- WHAT IS BEING ASKED -
Identify each line holding the string "React" and copy it.

- RAW DATA -
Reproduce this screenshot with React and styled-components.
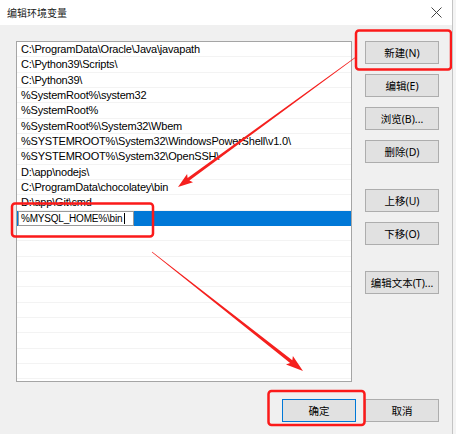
import React from "react";
import styled, { createGlobalStyle, css } from "styled-components";

const GlobalStyle = createGlobalStyle`
  html, body {
    margin: 0;
    padding: 0;
    background: #f4f4f4;
  }
  * { box-sizing: border-box; }
`;

const paths = [
  "C:\\ProgramData\\Oracle\\Java\\javapath",
  "C:\\Python39\\Scripts\\",
  "C:\\Python39\\",
  "%SystemRoot%\\system32",
  "%SystemRoot%",
  "%SystemRoot%\\System32\\Wbem",
  "%SYSTEMROOT%\\System32\\WindowsPowerShell\\v1.0\\",
  "%SYSTEMROOT%\\System32\\OpenSSH\\",
  "D:\\app\\nodejs\\",
  "C:\\ProgramData\\chocolatey\\bin",
  "D:\\app\\Git\\cmd",
];

// tapered annotation arrow, like the screenshot tool draws
function arrowPoints(x1, y1, x2, y2, shaftW, headW, headL) {
  const dx = x2 - x1;
  const dy = y2 - y1;
  const len = Math.hypot(dx, dy);
  const ux = dx / len, uy = dy / len;
  const nx = -uy, ny = ux;
  const bx = x2 - ux * headL, by = y2 - uy * headL;
  const wx = x2 - ux * headL * 1.15, wy = y2 - uy * headL * 1.15;
  const p = (x, y) => `${x.toFixed(1)},${y.toFixed(1)}`;
  return [
    p(x1 + nx * 0.3, y1 + ny * 0.3),
    p(bx + nx * shaftW / 2, by + ny * shaftW / 2),
    p(wx + nx * headW / 2, wy + ny * headW / 2),
    p(x2, y2),
    p(wx - nx * headW / 2, wy - ny * headW / 2),
    p(bx - nx * shaftW / 2, by - ny * shaftW / 2),
    p(x1 - nx * 0.3, y1 - ny * 0.3),
  ].join(" ");
}

export default function App() {
  const emptyRows = Array.from({ length: 12 });

  return (
    <>
      <GlobalStyle />
      <Window>
        <TitleBar>
          <Title>编辑环境变量</Title>
          <svg width="11" height="11" viewBox="0 0 11 11">
            <path d="M0.5 0.5 L10.5 10.5 M10.5 0.5 L0.5 10.5" stroke="#444" strokeWidth="1" />
          </svg>
        </TitleBar>

        <Body>
          <Main>
            <ListBox>
              {paths.map((p) => (
                <Row key={p}>{p}</Row>
              ))}
              <Row $selected>
                <EditBox>
                  %MYSQL_HOME%\bin<Caret />
                </EditBox>
              </Row>
              {emptyRows.map((_, i) => (
                <Row key={"e" + i} />
              ))}
            </ListBox>

            <ButtonCol>
              <Btn>新建(N)</Btn>
              <Btn $gap={10}>编辑(E)</Btn>
              <Btn $gap={10}>浏览(B)...</Btn>
              <Btn $gap={10}>删除(D)</Btn>
              <Btn $gap={26}>上移(U)</Btn>
              <Btn $gap={10}>下移(O)</Btn>
              <Btn $gap={26}>编辑文本(T)...</Btn>
            </ButtonCol>
          </Main>

          <Footer>
            <Btn $primary>确定</Btn>
            <Btn>取消</Btn>
          </Footer>
        </Body>

        <Marks width="456" height="434" viewBox="0 0 456 434">
          <rect x="356" y="30.5" width="95" height="39" rx="3" />
          <rect x="12" y="203.5" width="141" height="33" rx="3" />
          <rect x="268.5" y="391" width="96" height="34" rx="3" />
          <polygon points={arrowPoints(356, 57, 178, 187, 3, 10, 13)} />
          <polygon points={arrowPoints(152, 252, 303, 371, 3.5, 11, 15)} />
        </Marks>
      </Window>
    </>
  );
}

const Window = styled.div`
  position: relative;
  width: 453px;
  height: 434px;
  background: #f0f0f0;
  border-right: 1px solid #c4c4c4;
  display: flex;
  flex-direction: column;
  font-family: "Noto Sans", "Noto Sans CJK SC", sans-serif;
  color: #000;
  overflow: hidden;
`;

const TitleBar = styled.div`
  height: 25px;
  background: #fff;
  display: flex;
  align-items: center;
  justify-content: space-between;
  padding: 0 10px 0 7px;
`;

const Title = styled.span`
  font-family: "Noto Sans CJK SC", sans-serif;
  font-size: 10px;
  color: #1a1a1a;
`;

const Body = styled.div`
  flex: 1;
  display: flex;
  flex-direction: column;
  padding: 16px 13px 0 16px;
`;

const Main = styled.div`
  display: flex;
  gap: 13px;
`;

const ListBox = styled.div`
  width: 336px;
  height: 341px;
  background: #fff;
  border: 1px solid #a5a5a5;
  overflow: hidden;
`;

const Row = styled.div`
  height: 15.33px;
  padding-left: 4px;
  display: flex;
  align-items: center;
  font-family: "Liberation Sans", Arial, sans-serif;
  font-size: 11px;
  letter-spacing: -0.2px;
  white-space: nowrap;
  border-bottom: 1px solid #f3f3f3;

  ${(p) => p.$selected && css`
    background: #0078d7;
    padding-left: 1px;
    border-bottom: none;
  `}
`;

const EditBox = styled.div`
  width: 116px;
  height: 15px;
  background: #fff;
  border: 1px solid #9a9a9a;
  padding-left: 2px;
  display: flex;
  align-items: center;
  font-family: "Liberation Sans", Arial, sans-serif;
  font-size: 10px;
  letter-spacing: -0.2px;
  white-space: nowrap;
  overflow: hidden;
`;

const Caret = styled.span`
  display: inline-block;
  flex: none;
  width: 1px;
  height: 11px;
  background: #000;
  margin-left: 2px;
`;

const ButtonCol = styled.div`
  display: flex;
  flex-direction: column;
`;

const Btn = styled.button`
  width: 74px;
  height: 23px;
  margin: ${(p) => (p.$gap || 0)}px 0 0 0;
  padding: 0;
  background: #e1e1e1;
  border: 1px solid ${(p) => (p.$primary ? "#0078d7" : "#adadad")};
  font-family: "Noto Sans", "Noto Sans CJK SC", sans-serif;
  font-size: 10.5px;
  color: #000;
  display: flex;
  align-items: center;
  justify-content: center;
`;

const Footer = styled.div`
  display: flex;
  justify-content: flex-end;
  gap: 9px;
  margin-top: 17px;
`;

const Marks = styled.svg`
  position: absolute;
  left: 0;
  top: 0;
  pointer-events: none;

  rect {
    fill: none;
    stroke: #fb1a1a;
    stroke-width: 2.5;
  }
  polygon {
    fill: #f5201e;
  }
`;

- RESPONSE -
Reproduce this screenshot with React and styled-components.
import React from "react";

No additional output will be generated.